HOUSTON – Juan Soto and the Washington Nationals quickly derailed the Cole Express.
A 20-year-old prodigy with a passion for the big moment, Soto homered onto the train tracks high above the left-field wall and hit a two-run double as the Nationals tagged Gerrit Cole and the Houston Astros 5-4 on Tuesday night in the best-of-seven World Series opener.
“After the first at-bat, I just said, ‘It’s another baseball game,’ ” Soto said. “In the first at-bat, I’m not going to lie, I was a little bit shaking in my legs.”
Not even a history-making home run by postseason star George Springer — and another drive that nearly tied it in the eighth inning — could deter Washington.
Ryan Zimmerman, still full of sock at 35, also homered to back a resourceful Max Scherzer and boost the wild-card Nationals in their first World Series appearance — tres bien for a franchise that began as the Montreal Expos in 1969.
Otherworldly almost all season, Cole looked downright ordinary. Trea Turner singled on the second pitch of the game and the Nationals were off and running, ending Cole’s 19-game winning streak that stretched back 25 starts to May.
“I didn’t have my A-game tonight,” Cole said.
Not what Cole or anyone at Minute Maid Park expected, especially after he led the major leagues in strikeouts, topped the American League in earned-run average and finished second in the big leagues in victories to teammate Justin Verlander.
Cole had dominated in the AL playoffs, too.
Yet it was a further testament to an eternal truth about baseball: It doesn’t matter what you do the whole season if you don’t get it done in October.

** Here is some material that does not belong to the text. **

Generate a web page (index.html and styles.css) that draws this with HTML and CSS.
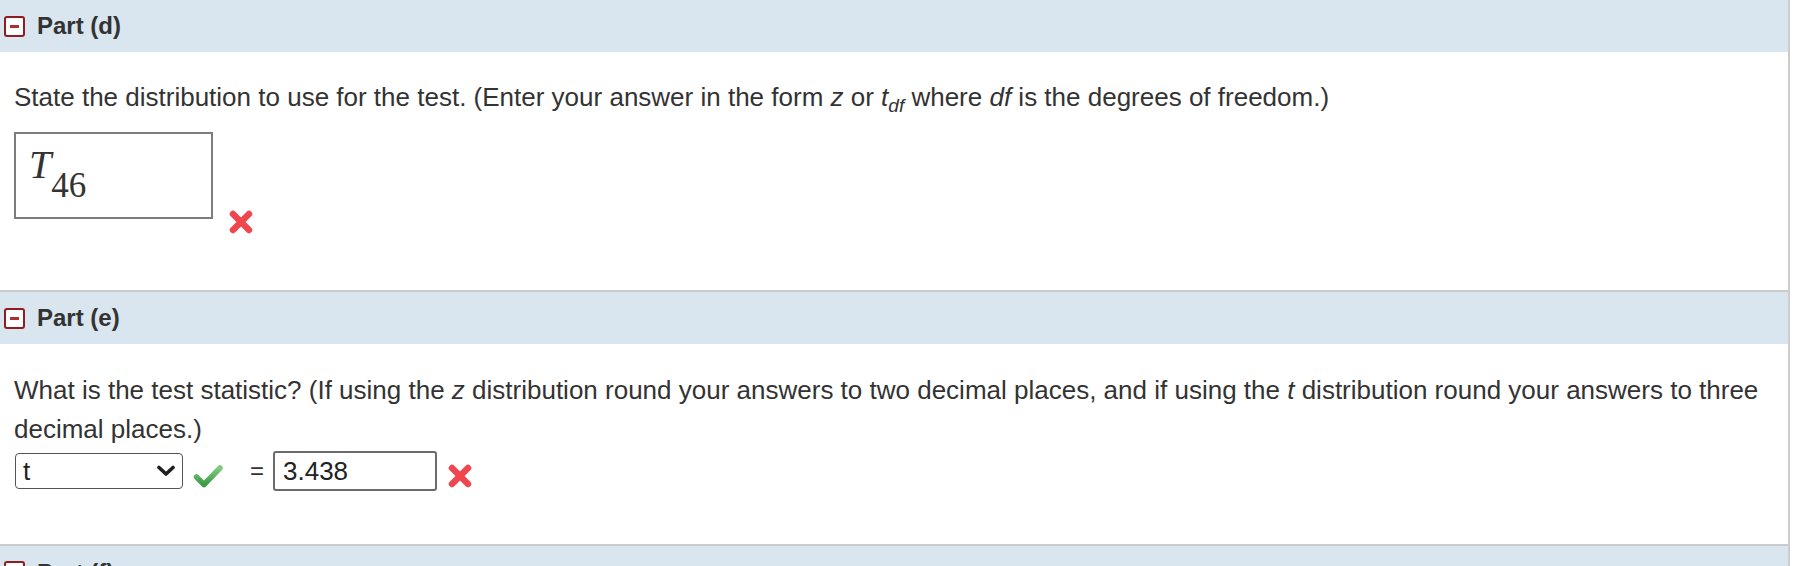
FILE: index.html
```html
<!DOCTYPE html>
<html lang="en">
<head>
<meta charset="utf-8">
<title>Parts</title>
<link rel="stylesheet" href="styles.css">
</head>
<body>
<div class="parts">
  <section class="part">
    <header class="part-head"><span class="toggle"></span><span class="part-title">Part (d)</span></header>
    <div class="part-body part-body--d">
      <p class="question question--single">State the distribution to use for the test. (Enter your answer in the form <i>z</i> or <i>t</i><sub class="sub-df"><i>df</i></sub> where <i>df</i> is the degrees of freedom.)</p>
      <div class="answer-row answer-row--math">
        <div class="math-box"><span class="math-t">T</span><span class="math-sub">46</span></div>
        <svg class="icon-x icon-x--math" viewBox="0 0 28 28" width="28" height="28"><path d="M6 6 L22 22 M22 6 L6 22" stroke="#f0474f" stroke-width="6.5" stroke-linecap="round" fill="none"/></svg>
      </div>
    </div>
  </section>
  <section class="part">
    <header class="part-head"><span class="toggle"></span><span class="part-title">Part (e)</span></header>
    <div class="part-body part-body--e">
      <p class="question">What is the test statistic? (If using the <i>z</i> distribution round your answers to two decimal places, and if using the <i>t</i> distribution round your answers to three decimal places.)</p>
      <div class="answer-row answer-row--stat">
        <div class="select"><span class="select-value">t</span><svg class="chevron" viewBox="0 0 20 12" width="20" height="12"><path d="M3 2.5 L10 9 L17 2.5" stroke="#1e1e1e" stroke-width="3.6" fill="none" stroke-linecap="round" stroke-linejoin="round"/></svg></div>
        <svg class="icon-check" viewBox="0 0 30 24" width="30" height="24"><defs><linearGradient id="g" x1="0" y1="0" x2="0" y2="1"><stop offset="0" stop-color="#7fcb7f"/><stop offset="1" stop-color="#3e9a43"/></linearGradient></defs><path d="M3.5 13 L11 20.5 L27 4" stroke="url(#g)" stroke-width="5.5" fill="none" stroke-linecap="round" stroke-linejoin="round"/></svg>
        <span class="equals">=</span>
        <div class="text-input">3.438</div>
        <svg class="icon-x" viewBox="0 0 28 28" width="28" height="28"><path d="M6 6 L22 22 M22 6 L6 22" stroke="#f0474f" stroke-width="6.5" stroke-linecap="round" fill="none"/></svg>
      </div>
    </div>
  </section>
  <section class="part">
    <header class="part-head part-head--f"><span class="toggle"></span><span class="part-title">Part (f)</span></header>
  </section>
</div>
</body>
</html>
```

FILE: styles.css
```css
html, body {
  margin: 0;
  padding: 0;
  overflow: hidden;
  background: #fff;
}

body {
  font-family: "Liberation Sans", Arial, Helvetica, sans-serif;
  color: #333;
}

.parts {
  width: 1788px;
  border-right: 2px solid #cccccc;
}

.part + .part {
  border-top: 2px solid #cccccc;
}

.part-head {
  height: 52px;
  background: #d9e5ef;
  display: flex;
  align-items: center;
  padding-left: 4px;
  gap: 12px;
}

.part-head--f {
  height: 60px;
  align-items: flex-start;
  padding-top: 15px;
  box-sizing: border-box;
}

.toggle {
  width: 21px;
  height: 21px;
  box-sizing: border-box;
  border: 2px solid #8f1d1f;
  border-radius: 3px;
  background: #fff;
  display: flex;
  align-items: center;
  justify-content: center;
  flex: none;
}

.toggle::before {
  content: "";
  width: 9px;
  height: 3px;
  background: #a83134;
}

.part-title {
  font-weight: bold;
  font-size: 24px;
  color: #333;
}

.part-head--f .part-title {
  line-height: 24px;
}

.part-body {
  padding-left: 14px;
}

.part-body--d {
  padding-top: 25px;
  padding-bottom: 54px;
}

.part-body--e {
  padding-top: 27px;
  padding-bottom: 53px;
}

.question {
  margin: 0;
  font-size: 26px;
  line-height: 39px;
}

.question--single {
  line-height: 40px;
}

.sub-df {
  font-size: 19px;
  vertical-align: -6px;
  line-height: 0;
}

.answer-row {
  display: flex;
}

.answer-row--math {
  margin-top: 15px;
  align-items: flex-start;
}

.math-box {
  width: 199px;
  height: 87px;
  box-sizing: border-box;
  border: 2px solid #7d7d7d;
  padding: 11px 0 0 13px;
  font-family: "Liberation Serif", "Times New Roman", serif;
  font-size: 40px;
  line-height: 40px;
  color: #333;
}

.math-t {
  font-style: italic;
}

.math-sub {
  font-size: 35px;
  vertical-align: -19px;
}

.icon-x--math {
  margin-left: 14px;
  margin-top: 76px;
}

.answer-row--stat {
  margin-top: 2px;
  align-items: center;
}

.select {
  margin-left: 1px;
  width: 168px;
  height: 36px;
  box-sizing: border-box;
  border: 1.5px solid #555;
  border-radius: 4px;
  display: flex;
  align-items: center;
  justify-content: space-between;
  padding: 0 6px 0 7px;
  font-size: 26px;
  color: #222;
}

.chevron {
  display: block;
}

.icon-check {
  margin-left: 10px;
  margin-top: 9px;
}

.equals {
  margin-left: 27px;
  font-size: 24px;
  color: #333;
}

.text-input {
  margin-left: 9px;
  width: 164px;
  height: 40px;
  box-sizing: border-box;
  border: 2px solid #6b6b6b;
  border-radius: 3px;
  display: flex;
  align-items: center;
  padding-left: 8px;
  font-size: 26px;
  color: #222;
}

.answer-row--stat .icon-x {
  margin-left: 9px;
  margin-top: 9px;
}
```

“I think he’s been so good for so long that there builds this thought of invincibility and that it’s impossible to beat him,” Astros manager AJ Hinch said. “So when it happens, it is a surprise to all of us because we’ve watched for months this guy completely dominate the opposition.”
Soto finished with three hits and a stolen base. Three days shy of his 21st birthday, the wunderkind left fielder also snared Michael Brantley’s try for late, tying hit.
The MVP when Houston won its first crown in 2017, Springer set a record by connecting in his fifth straight Series game to make the score 5-3 in the seventh. But reliever Daniel Hudson threw a fastball past rookie Yordan Alvarez with the bases loaded to end the inning.
In the eighth, Springer put a charge into a drive to deep right-center field, and it appeared as though he might’ve hit a tying, two-run homer. Springer took a couple hops out of the batter’s box to watch, and had to settle for an RBI double when the ball hit off the glove of a leaping Adam Eaton.
Heavily favored at the start, the 107-victory Astros will try to get even Wednesday night when Verlander faces Stephen Strasburg in another matchup of aces.
Scherzer slipped in and out of trouble for five innings.
Projected Game 4 starter Patrick Corbin threw a scoreless sixth for the Nationals. Springer connected off Tanner Rainey for his 14th career postseason home run before Hudson fanned Alvarez on three pitches.
Sean Doolittle retired Jose Altuve and Brantley to strand Springer at second in the eighth, then closed to give the Nationals their seventh straight victory and 17th in 19 games dating to their September playoff run.
The Nationals had a week off after sweeping St. Louis in the NL Championship Series, and answered worries about whether the layoff would result in rest or rust.
Leading the way was Soto, whose eighth-inning hit in the wild-card win over Milwaukee sent the Nationals on their path.
Fearless at the plate, he’s already become one of those rare players — like Springer — who seems to turn pressure into production.
“He’s got kind of the ‘it’ factor,” Hinch said of Soto.
Soto seemed overmatched when he fanned on Cole’s 99 mph heater in the first inning. Turned out Soto — the third-youngest player to bat cleanup in a World Series game after Ty Cobb (1907) and Miguel Cabrera (2003) — was just getting warmed up.
Soto justified his place in the 4-spot, launching a leadoff drive in the fourth onto the train tracks to make it 2-all.
A while later, the ball was still resting there when the Nationals rallied. Eaton hit a tiebreaking double in the fifth and one batter later, Soto doubled with two outs for a 5-2 lead.
• The assistant general manager of the Astros apologized for using “inappropriate language” after a Sports Illustrated report said he repeatedly yelled toward a group of female reporters about closer Roberto Osuna during a clubhouse celebration.
Osuna was suspended for 75 games last year for violating MLB’s domestic-violence policy before being traded from Toronto to Houston.
Assistant GM Brandon Taubman, according to SI, shouted “Thank God we got Osuna!” and made similar remarks several times, including an expletive, after the Astros eliminated the New York Yankees from the ALCS Saturday night.
On Monday night, after the SI story was published, the Astros called it “misleading and completely irresponsible.” But one day later, Taubman said he was “deeply sorry and embarrassed.”